[begin DATA LINES]
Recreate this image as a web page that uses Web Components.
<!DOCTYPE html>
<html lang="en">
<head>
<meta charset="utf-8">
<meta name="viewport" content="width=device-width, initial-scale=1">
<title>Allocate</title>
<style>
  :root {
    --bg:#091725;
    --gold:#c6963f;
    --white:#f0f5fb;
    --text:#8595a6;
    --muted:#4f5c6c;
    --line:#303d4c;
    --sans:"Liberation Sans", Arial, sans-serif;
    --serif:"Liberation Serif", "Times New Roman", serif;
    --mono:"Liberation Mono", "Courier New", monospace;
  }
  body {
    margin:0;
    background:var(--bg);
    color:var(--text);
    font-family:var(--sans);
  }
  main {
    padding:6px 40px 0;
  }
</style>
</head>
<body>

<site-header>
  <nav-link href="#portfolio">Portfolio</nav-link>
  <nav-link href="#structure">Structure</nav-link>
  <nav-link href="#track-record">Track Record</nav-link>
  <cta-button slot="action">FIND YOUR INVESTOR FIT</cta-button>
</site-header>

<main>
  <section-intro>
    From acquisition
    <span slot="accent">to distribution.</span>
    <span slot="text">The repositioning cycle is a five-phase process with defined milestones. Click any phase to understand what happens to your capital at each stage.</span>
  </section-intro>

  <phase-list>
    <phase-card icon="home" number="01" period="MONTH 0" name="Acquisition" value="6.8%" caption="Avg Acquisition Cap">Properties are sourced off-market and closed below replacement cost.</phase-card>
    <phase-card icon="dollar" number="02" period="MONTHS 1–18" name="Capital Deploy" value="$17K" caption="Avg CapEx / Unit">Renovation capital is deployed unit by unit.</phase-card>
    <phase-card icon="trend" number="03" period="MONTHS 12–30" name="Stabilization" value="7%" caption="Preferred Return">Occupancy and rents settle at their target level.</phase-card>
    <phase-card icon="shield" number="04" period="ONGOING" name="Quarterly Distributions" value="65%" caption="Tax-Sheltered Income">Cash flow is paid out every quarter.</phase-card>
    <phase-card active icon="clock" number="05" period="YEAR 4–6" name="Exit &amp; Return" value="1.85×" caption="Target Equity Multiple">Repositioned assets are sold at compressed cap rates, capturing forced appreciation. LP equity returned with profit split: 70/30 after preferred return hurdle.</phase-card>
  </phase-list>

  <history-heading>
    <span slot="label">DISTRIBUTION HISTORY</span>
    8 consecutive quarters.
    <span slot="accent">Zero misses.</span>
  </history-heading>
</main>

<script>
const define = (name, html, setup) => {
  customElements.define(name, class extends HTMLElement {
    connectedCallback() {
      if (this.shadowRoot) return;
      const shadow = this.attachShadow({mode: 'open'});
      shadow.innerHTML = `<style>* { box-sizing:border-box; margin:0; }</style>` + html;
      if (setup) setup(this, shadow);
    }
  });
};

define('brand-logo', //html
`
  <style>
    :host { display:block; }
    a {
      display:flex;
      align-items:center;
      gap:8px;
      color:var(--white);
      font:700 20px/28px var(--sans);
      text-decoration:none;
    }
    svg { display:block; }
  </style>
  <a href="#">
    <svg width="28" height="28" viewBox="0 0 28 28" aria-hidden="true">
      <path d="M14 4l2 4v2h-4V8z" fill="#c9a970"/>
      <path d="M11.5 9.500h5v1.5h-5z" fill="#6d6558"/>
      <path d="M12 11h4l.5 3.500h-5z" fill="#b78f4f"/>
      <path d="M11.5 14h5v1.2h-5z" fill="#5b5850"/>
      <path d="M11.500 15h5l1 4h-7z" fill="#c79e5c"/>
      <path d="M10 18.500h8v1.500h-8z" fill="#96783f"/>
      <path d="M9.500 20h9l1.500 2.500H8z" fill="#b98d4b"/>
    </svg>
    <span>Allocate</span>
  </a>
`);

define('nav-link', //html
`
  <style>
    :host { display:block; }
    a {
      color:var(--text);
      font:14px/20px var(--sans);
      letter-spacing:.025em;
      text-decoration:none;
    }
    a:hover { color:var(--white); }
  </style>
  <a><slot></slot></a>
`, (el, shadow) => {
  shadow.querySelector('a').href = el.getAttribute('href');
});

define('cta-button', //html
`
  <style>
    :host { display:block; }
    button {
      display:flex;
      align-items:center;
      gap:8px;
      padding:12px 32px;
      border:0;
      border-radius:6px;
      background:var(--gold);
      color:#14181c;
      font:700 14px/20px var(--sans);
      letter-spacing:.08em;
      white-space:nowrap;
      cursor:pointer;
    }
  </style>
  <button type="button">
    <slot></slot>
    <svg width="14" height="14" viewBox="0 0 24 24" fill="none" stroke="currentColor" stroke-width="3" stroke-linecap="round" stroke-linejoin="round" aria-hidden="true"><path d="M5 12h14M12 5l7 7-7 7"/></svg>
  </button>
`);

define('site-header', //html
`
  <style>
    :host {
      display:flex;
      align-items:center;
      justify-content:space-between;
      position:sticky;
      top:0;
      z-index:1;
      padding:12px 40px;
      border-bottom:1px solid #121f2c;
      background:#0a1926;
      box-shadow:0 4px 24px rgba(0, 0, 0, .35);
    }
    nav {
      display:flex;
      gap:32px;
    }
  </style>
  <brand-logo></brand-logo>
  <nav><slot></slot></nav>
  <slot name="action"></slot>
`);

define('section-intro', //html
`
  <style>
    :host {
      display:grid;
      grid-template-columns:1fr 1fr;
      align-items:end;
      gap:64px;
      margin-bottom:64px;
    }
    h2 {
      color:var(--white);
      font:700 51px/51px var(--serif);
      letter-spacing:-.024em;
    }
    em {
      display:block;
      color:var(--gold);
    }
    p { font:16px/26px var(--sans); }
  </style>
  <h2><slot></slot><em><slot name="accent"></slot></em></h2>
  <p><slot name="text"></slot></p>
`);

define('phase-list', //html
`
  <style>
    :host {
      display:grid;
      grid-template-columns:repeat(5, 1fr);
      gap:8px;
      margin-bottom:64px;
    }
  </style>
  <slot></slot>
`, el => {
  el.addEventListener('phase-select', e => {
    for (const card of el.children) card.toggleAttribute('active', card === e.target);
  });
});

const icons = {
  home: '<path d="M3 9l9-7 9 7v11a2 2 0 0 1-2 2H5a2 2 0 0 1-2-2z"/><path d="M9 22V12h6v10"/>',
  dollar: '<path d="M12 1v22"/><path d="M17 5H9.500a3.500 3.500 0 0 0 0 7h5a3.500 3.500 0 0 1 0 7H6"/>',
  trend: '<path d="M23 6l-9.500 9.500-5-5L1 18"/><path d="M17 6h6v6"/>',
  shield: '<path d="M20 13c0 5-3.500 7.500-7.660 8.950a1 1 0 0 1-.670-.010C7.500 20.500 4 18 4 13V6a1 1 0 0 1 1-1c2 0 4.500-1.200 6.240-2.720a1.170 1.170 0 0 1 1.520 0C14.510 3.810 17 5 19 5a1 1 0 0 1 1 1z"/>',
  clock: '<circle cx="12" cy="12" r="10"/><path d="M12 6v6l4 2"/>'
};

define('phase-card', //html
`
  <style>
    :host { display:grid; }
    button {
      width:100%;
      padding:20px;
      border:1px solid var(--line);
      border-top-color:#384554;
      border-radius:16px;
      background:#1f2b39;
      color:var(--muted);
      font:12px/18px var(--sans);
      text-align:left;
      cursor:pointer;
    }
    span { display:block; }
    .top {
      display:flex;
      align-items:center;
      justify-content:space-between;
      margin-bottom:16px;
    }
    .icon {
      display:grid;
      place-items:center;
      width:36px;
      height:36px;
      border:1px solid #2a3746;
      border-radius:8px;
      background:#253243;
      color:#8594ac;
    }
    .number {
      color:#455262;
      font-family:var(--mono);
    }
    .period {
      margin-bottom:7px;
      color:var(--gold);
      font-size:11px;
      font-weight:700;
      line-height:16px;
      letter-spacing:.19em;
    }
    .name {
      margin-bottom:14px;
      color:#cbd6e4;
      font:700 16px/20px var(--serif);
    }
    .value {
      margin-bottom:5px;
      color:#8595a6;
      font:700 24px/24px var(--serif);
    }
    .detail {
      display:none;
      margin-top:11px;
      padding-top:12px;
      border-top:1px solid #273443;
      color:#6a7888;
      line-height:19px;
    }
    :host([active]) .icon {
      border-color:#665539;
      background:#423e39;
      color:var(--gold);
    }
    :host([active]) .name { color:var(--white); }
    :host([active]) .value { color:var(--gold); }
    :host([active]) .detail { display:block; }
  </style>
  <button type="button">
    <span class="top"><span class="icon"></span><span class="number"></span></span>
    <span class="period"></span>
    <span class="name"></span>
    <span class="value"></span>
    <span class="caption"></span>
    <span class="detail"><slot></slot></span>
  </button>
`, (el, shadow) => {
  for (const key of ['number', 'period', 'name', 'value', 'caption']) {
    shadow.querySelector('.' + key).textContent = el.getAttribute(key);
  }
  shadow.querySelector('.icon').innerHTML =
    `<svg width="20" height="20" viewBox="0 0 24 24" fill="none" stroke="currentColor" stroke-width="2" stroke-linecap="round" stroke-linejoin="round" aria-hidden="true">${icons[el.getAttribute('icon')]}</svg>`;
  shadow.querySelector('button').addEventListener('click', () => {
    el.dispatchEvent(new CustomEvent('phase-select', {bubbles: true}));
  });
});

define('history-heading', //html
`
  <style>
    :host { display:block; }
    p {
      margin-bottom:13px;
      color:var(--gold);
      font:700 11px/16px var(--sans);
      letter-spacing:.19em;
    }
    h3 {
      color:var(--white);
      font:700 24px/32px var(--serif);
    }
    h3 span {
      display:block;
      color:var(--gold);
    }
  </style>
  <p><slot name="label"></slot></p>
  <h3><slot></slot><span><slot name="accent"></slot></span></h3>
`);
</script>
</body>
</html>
[end DATA LINES]
TO BE DONE
Looking at the material above, please copy exactly every line from its first line through the line containing "</section-intro>", with both ends included and nothing else.

EXERCISE RESULT
Recreate this image as a web page that uses Web Components.
<!DOCTYPE html>
<html lang="en">
<head>
<meta charset="utf-8">
<meta name="viewport" content="width=device-width, initial-scale=1">
<title>Allocate</title>
<style>
  :root {
    --bg:#091725;
    --gold:#c6963f;
    --white:#f0f5fb;
    --text:#8595a6;
    --muted:#4f5c6c;
    --line:#303d4c;
    --sans:"Liberation Sans", Arial, sans-serif;
    --serif:"Liberation Serif", "Times New Roman", serif;
    --mono:"Liberation Mono", "Courier New", monospace;
  }
  body {
    margin:0;
    background:var(--bg);
    color:var(--text);
    font-family:var(--sans);
  }
  main {
    padding:6px 40px 0;
  }
</style>
</head>
<body>

<site-header>
  <nav-link href="#portfolio">Portfolio</nav-link>
  <nav-link href="#structure">Structure</nav-link>
  <nav-link href="#track-record">Track Record</nav-link>
  <cta-button slot="action">FIND YOUR INVESTOR FIT</cta-button>
</site-header>

<main>
  <section-intro>
    From acquisition
    <span slot="accent">to distribution.</span>
    <span slot="text">The repositioning cycle is a five-phase process with defined milestones. Click any phase to understand what happens to your capital at each stage.</span>
  </section-intro>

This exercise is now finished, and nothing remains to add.